Since then, Turkish officials have explicitly threatened American troops over their continued support for the predominantly Kurdish SDF, many of whom came from the ranks of the YPG. The situation also prompted many SDF fighters to turn west, which, in no small part, why ISIS both remains a threat and is now regaining some of its strength.
And unless it remains under the umbrella of some sort of American protection, which would largely defeat the Trump Administration's goal for such a force, the Arab coalition would be much more susceptible to large and open counter-attacks from Assad or his Iranian or Russian benefactors, as well.
As it stands now, U.S. troops are the only obstacle in the way of Turkey expanding its campaign against the Kurds throughout northern Syria and preventing Assad from reasserting control straight to the Iraqi border. This is because no one in the country is eager to spark a larger conflict with the United States, a calculus that would not necessarily apply to Saudi, Egyptian, or Emirati forces.
With all this in mind, the United States is perhaps the main actor in Syria concerned about ISIS and is the one most capable of minimizing the group's ability to conduct activities within the country and elsewhere. It also remains the military most able to provide the air, artillery, and persistent intelligence gathering capabilities, especially when it comes to unmanned aircraft, that have been essential in keeping the terrorists on the run.
Until the Syrian geopolitical situation otherwise becomes more stable, a withdrawal of American forces and a decrease in U.S. attention can only realistically provide the terrorists with the room they need to rebuild as other parties distract themselves with their own separate agendas.

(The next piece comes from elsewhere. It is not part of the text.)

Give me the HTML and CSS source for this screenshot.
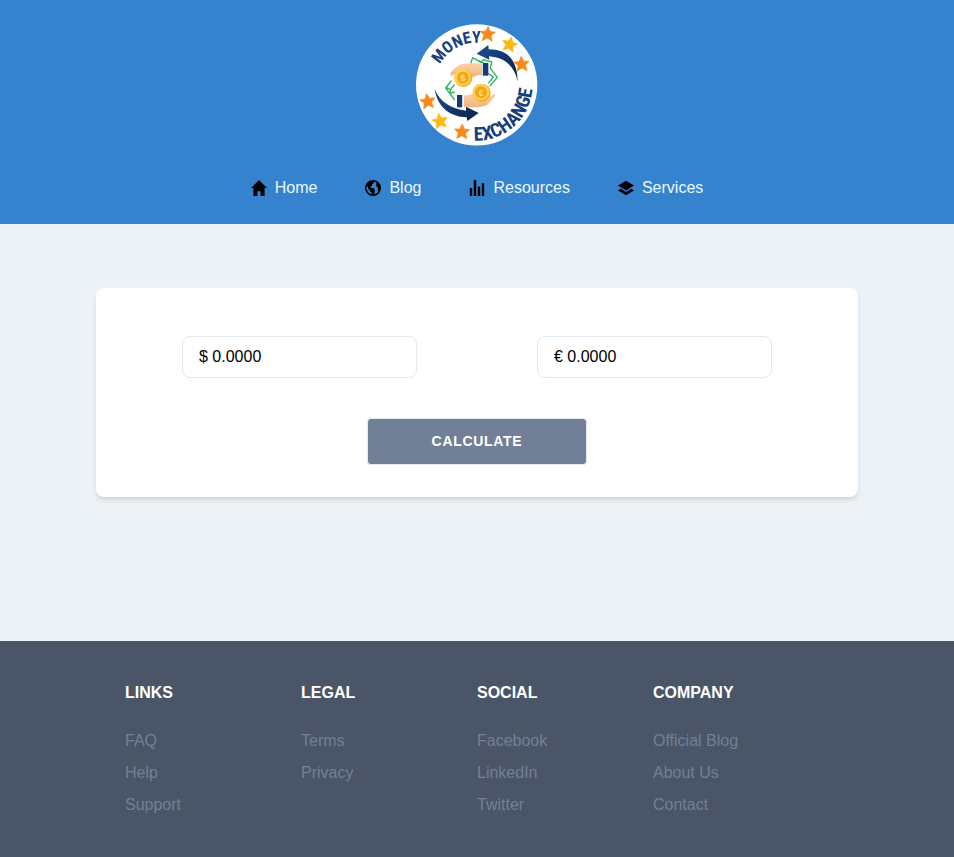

One simply cannot reliably expect the proposed Arab force simply to fill the gap.
Beyond that, there is a distinct risk that doing so would provoke additional tensions and skirmishes that could create a larger conflict that spills over into neighboring countries. Trump may be eager to extricate U.S. forces, and perhaps, more importantly, his administration, from Syria, but it's no good to do so, though, if American troops have to go right back because the situation has completely collapsed and ISIS has revived itself to the point that it can once again to threaten countries through the region.